Harikulade yazılmış bir kitap. Gizem,heyecan, umut, kargaşa hepsini görebiliyorsunuz ve ne zaman ne olacağı belli olmuyor. Olmak ya da Olmamak
Danimarka prensinin insanların kötü yanları, hayatın çelişkileri,derin entrikalarını,varolma problemini etkin hiciv, akıcı, absürd, psikolojik tatlarla eleştirdiği ve ortaya koymaya çalıştığı oyununda kitap ortasındaki olmak veya olmamak (işte yaşamak felaketine dayanabilmemiz bundan,yoksa kim katlanırdı bu dünyanın kürürüne ,kamçısına?)’dan başka bir şey yok,bunuda netten okumuştum zaten.
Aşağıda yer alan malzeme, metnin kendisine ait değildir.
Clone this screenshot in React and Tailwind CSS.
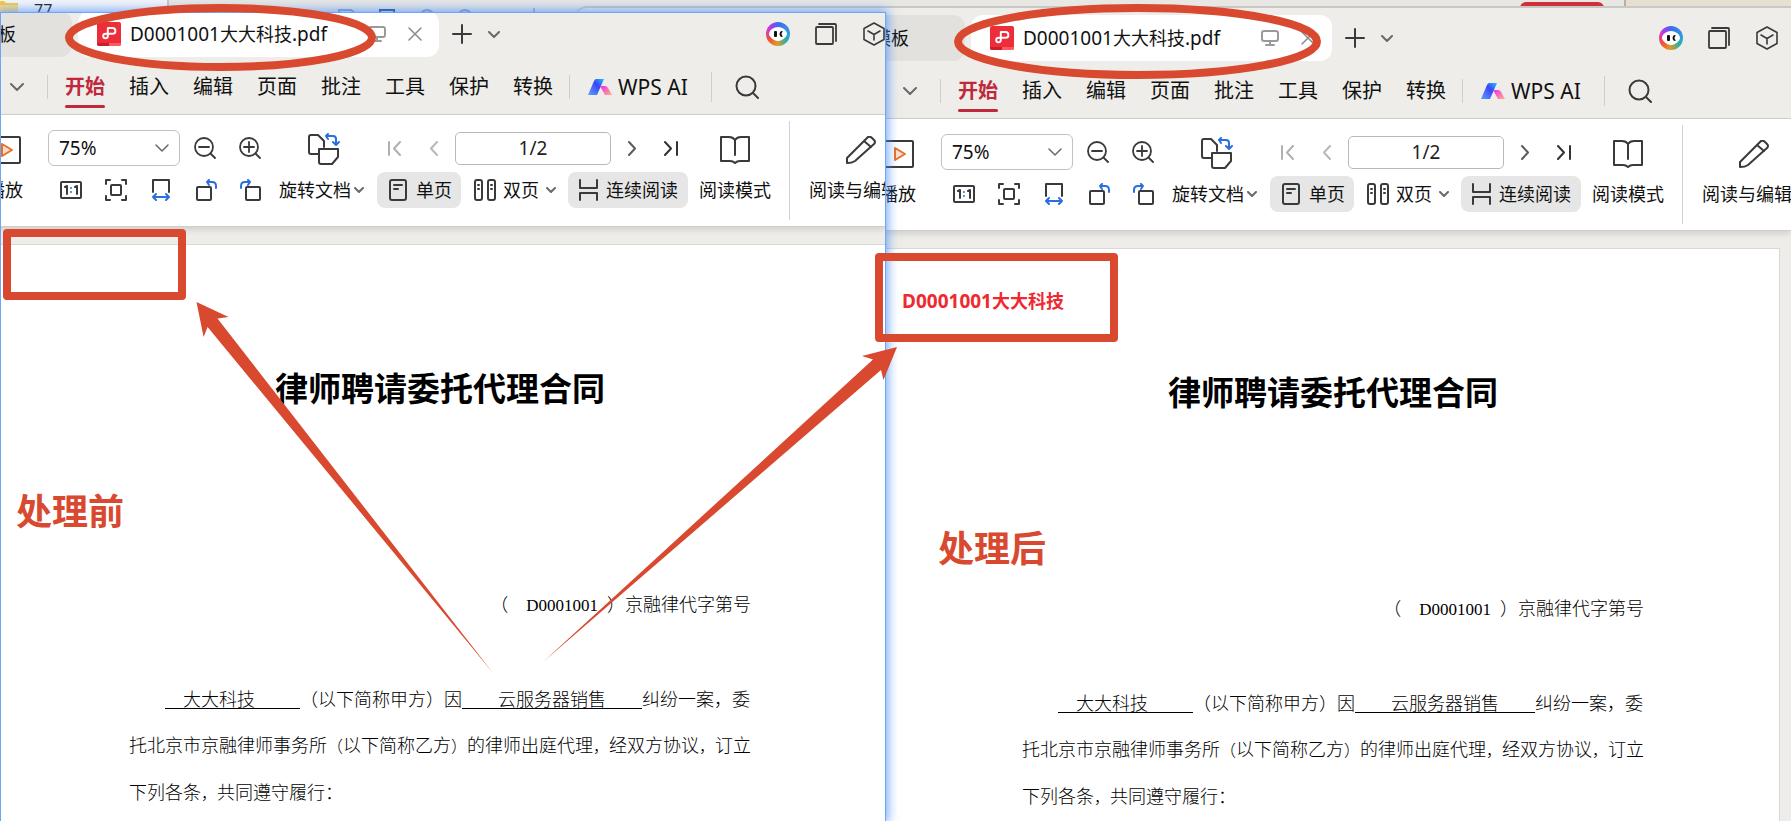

İçinde hazineler barındıran bir eser. Kelime oyunları, göndermeler, kurgu, diyaloglar takdire şayan. Bir defa okumakla olmayacak kitaplardan.
Bir başyapıta puan vermek ve yorum yapmak ne kadar zor. Diğer yorumlara bakınca sanırım iyi bir çeviri okumadığım için yeterli lezzeti alamadım. Fakat yine de finali bana türk filmi tadında ve komik geldi. Ve bazı bölümlerinde güldüm kitabın. Sanırım yanlış elektrik aldım :) Kitap bir trajedi ama beni güldürdü. Bu nedir şimdi, açıkçası anlayamadım.
1601 yilinda yazilan bir kitap icin saheser niteligi tasiyor. tavsiye ederim. bir solukta okumaniz dilegimle.